My father flinches if you call him “Jew.”

He was traumatized by his family’s experience as Russian Jews in Stamford Hill, a neighborhood in inner London that has the largest Chasidic population in Europe. My upbringing was without mention of my family’s Sephardic life in ghettos. It was without understanding how anti-Semitism destroyed my family’s Judaism.

I was raised on a Shabbat dinner of Holocaust denial.

My family migrated from the United Kingdom in 2012 to South Australia, a state with a Holocaust denial institute — the Adelaide Institute in the state’s capital  — and synagogues being converted into night clubs. I attended a high school that featured swastikas and other anti-Semitic paraphernalia littering buildings, supervised by an administration that took no measures to police it. Naively, I assumed that universities, which are believed to be a utopia of acceptance, would be free of such anti-Semitic qualities.

But there, I was introduced to left-wing “anti-Zionism, not anti-Semitism.”

University anti-Semitism has become an epidemic. Socialist Alternative at La Trobe University in Melbourne garnered news coverage for plastering posters of Jewish students on campus, inciting violence and causing the Australasian Union of Jewish Students (AUJS) to stop staging events out of fear. Recently, Honi Soit, a student-run newspaper at the University of Sydney, made a call of retribution against Jews for “killing Jesus.”

However, anti-Semitism is not limited to university campuses. Anti-Semitism is increasing Australia-wide. During 2019, Australia saw a 30% increase in anti-Semitic incidents, according to the annual report by the Executive Council of Australian Jewry (ECAJ). That 30% hike doesn’t include anti-Semitic incidents that go unreported, and with a distressing rate of failed convictions, the number of unreported incidents could be extortionate.

Although the rise of the extremist right-wing group Antipodean Resistance poses a threat to Jews because it calls for the legalization of Jewish execution; the normalization of anti-Semitism through political parties such as the Greens presents lasting damage to the Australian Jewish community.

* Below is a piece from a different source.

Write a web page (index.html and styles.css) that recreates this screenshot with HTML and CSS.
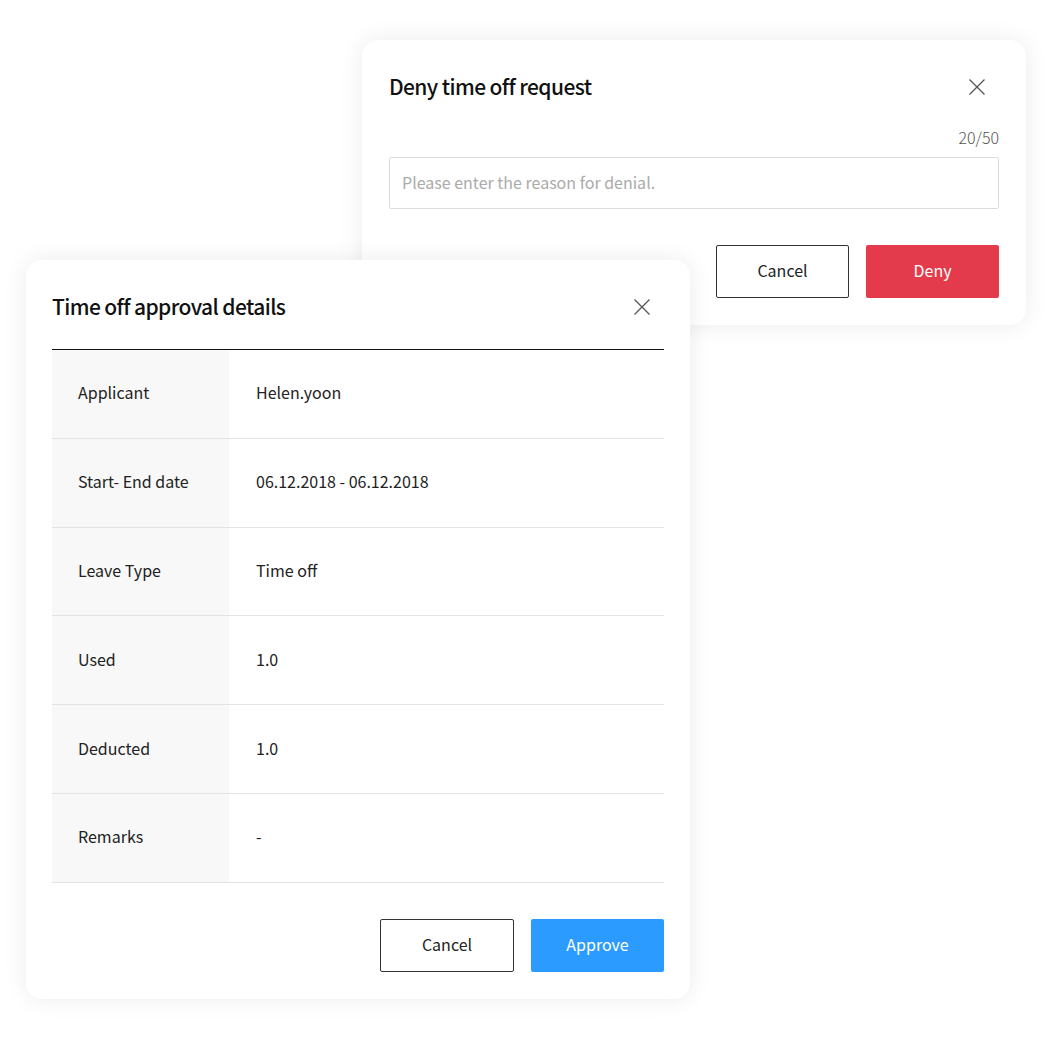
FILE: index.html
```html
<!DOCTYPE html>
<html lang="en">
<head>
<meta charset="utf-8">
<title>Time off approval</title>
<link rel="stylesheet" href="styles.css">
</head>
<body>
<div class="canvas">
  <section class="dialog dialog-deny">
    <header class="dialog-header">
      <h2 class="dialog-title">Deny time off request</h2>
      <button class="close-btn" aria-label="Close">
        <svg width="16" height="16" viewBox="0 0 16 16"><path d="M0.5 0.5 L15.5 15.5 M15.5 0.5 L0.5 15.5" stroke="#555" stroke-width="1.3" fill="none"/></svg>
      </button>
    </header>
    <div class="counter">20/50</div>
    <div class="text-input">Please enter the reason for denial.</div>
    <div class="actions">
      <button class="btn btn-outline">Cancel</button>
      <button class="btn btn-red">Deny</button>
    </div>
  </section>

  <section class="dialog dialog-details">
    <header class="dialog-header">
      <h2 class="dialog-title">Time off approval details</h2>
      <button class="close-btn" aria-label="Close">
        <svg width="16" height="16" viewBox="0 0 16 16"><path d="M0.5 0.5 L15.5 15.5 M15.5 0.5 L0.5 15.5" stroke="#555" stroke-width="1.3" fill="none"/></svg>
      </button>
    </header>
    <div class="details">
      <div class="row"><div class="label">Applicant</div><div class="value">Helen.yoon</div></div>
      <div class="row"><div class="label">Start- End date</div><div class="value">06.12.2018 - 06.12.2018</div></div>
      <div class="row"><div class="label">Leave Type</div><div class="value">Time off</div></div>
      <div class="row"><div class="label">Used</div><div class="value">1.0</div></div>
      <div class="row"><div class="label">Deducted</div><div class="value">1.0</div></div>
      <div class="row"><div class="label">Remarks</div><div class="value">-</div></div>
    </div>
    <div class="actions">
      <button class="btn btn-outline">Cancel</button>
      <button class="btn btn-blue">Approve</button>
    </div>
  </section>
</div>
</body>
</html>
```

FILE: styles.css
```css
* { box-sizing: border-box; }
html, body {
  margin: 0;
  padding: 0;
  background: #ffffff;
}
body {
  font-family: "Noto Sans CJK KR", "Noto Sans", sans-serif;
  color: #111;
}
.canvas {
  position: relative;
  width: 1060px;
  height: 1064px;
}
.dialog {
  position: absolute;
  width: 664px;
  background: #fff;
  border-radius: 16px;
  box-shadow: 0 0 24px rgba(0, 0, 0, 0.08);
  padding: 26px 27px 27px;
  display: flex;
  flex-direction: column;
}
.dialog-deny {
  left: 362px;
  top: 40px;
}
.dialog-details {
  left: 26px;
  top: 260px;
  padding-left: 26px;
  padding-right: 26px;
}
.dialog-header {
  height: 42px;
  display: flex;
  align-items: center;
  justify-content: space-between;
}
.dialog-title {
  margin: 0;
  padding-bottom: 2px;
  font-size: 21px;
  font-weight: 500;
  letter-spacing: -0.6px;
  color: #111;
}
.close-btn {
  border: 0;
  background: none;
  padding: 0;
  margin-right: 14px;
  width: 16px;
  height: 16px;
  display: flex;
}
.counter {
  margin-top: 19px;
  height: 20px;
  line-height: 20px;
  text-align: right;
  font-size: 16px;
  font-weight: 300;
  color: #555;
}
.text-input {
  margin-top: 10px;
  height: 52px;
  border: 1px solid #dcdcdc;
  border-radius: 2px;
  padding: 0 12px 2px;
  display: flex;
  align-items: center;
  font-size: 16px;
  color: #aaa;
}
.actions {
  margin-top: 36px;
  display: flex;
  justify-content: flex-end;
  gap: 17px;
}
.btn {
  width: 133px;
  height: 53px;
  border-radius: 2px;
  font-family: inherit;
  font-size: 16px;
  padding: 0 0 3px;
}
.dialog-details .btn-outline {
  width: 134px;
}
.btn-outline {
  background: #fff;
  border: 1px solid #333;
  color: #222;
}
.btn-red {
  background: #e33b4b;
  border: 0;
  color: #fff;
}
.btn-blue {
  background: #2c9bff;
  border: 0;
  color: #fff;
}
.details {
  margin-top: 21px;
  border-top: 1px solid #111;
}
.row {
  display: flex;
  height: 88.8px;
  border-bottom: 1px solid #e3e3e3;
  font-size: 16px;
}
.label {
  width: 177px;
  background: #f8f8f8;
  padding: 0 0 3px 26px;
  display: flex;
  align-items: center;
  color: #222;
}
.value {
  flex: 1;
  padding: 0 0 3px 27px;
  display: flex;
  align-items: center;
  color: #222;
}
```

The normalization of anti-Semitic rhetoric is caused by the redefinition of modern discourse enabling anti-Semitic views to be considered normal. This is how anti-Zionism has entered mainstream politics.

This anti-Semitic radicalization that the modern left has adopted has its origins in the former Soviet Union’s anti-Zionism.

The Greens Party is notable for its anti-Semitism that ranges from staffers promoting the idea that Israel is committing genocide, to Greens candidates marginalizing the Holocaust, and citing Nazi Leaders. The New South Wales Greens Party has a documented history of organizational anti-Semitism against the Jewish community. Greens Party members decline to attend events arranged by the Jewish community to promote acceptance and tolerance. Although nonpolitical, Greens Party members for years have declined to attend Shabbat dinners held by the Jewish community. These dinners are designed to promote intercommunity relations that have featured guests that include Labor and Liberal politicians at the state and federal levels, councilors, leaders from the local Anglican church and leaders of the Sikh community.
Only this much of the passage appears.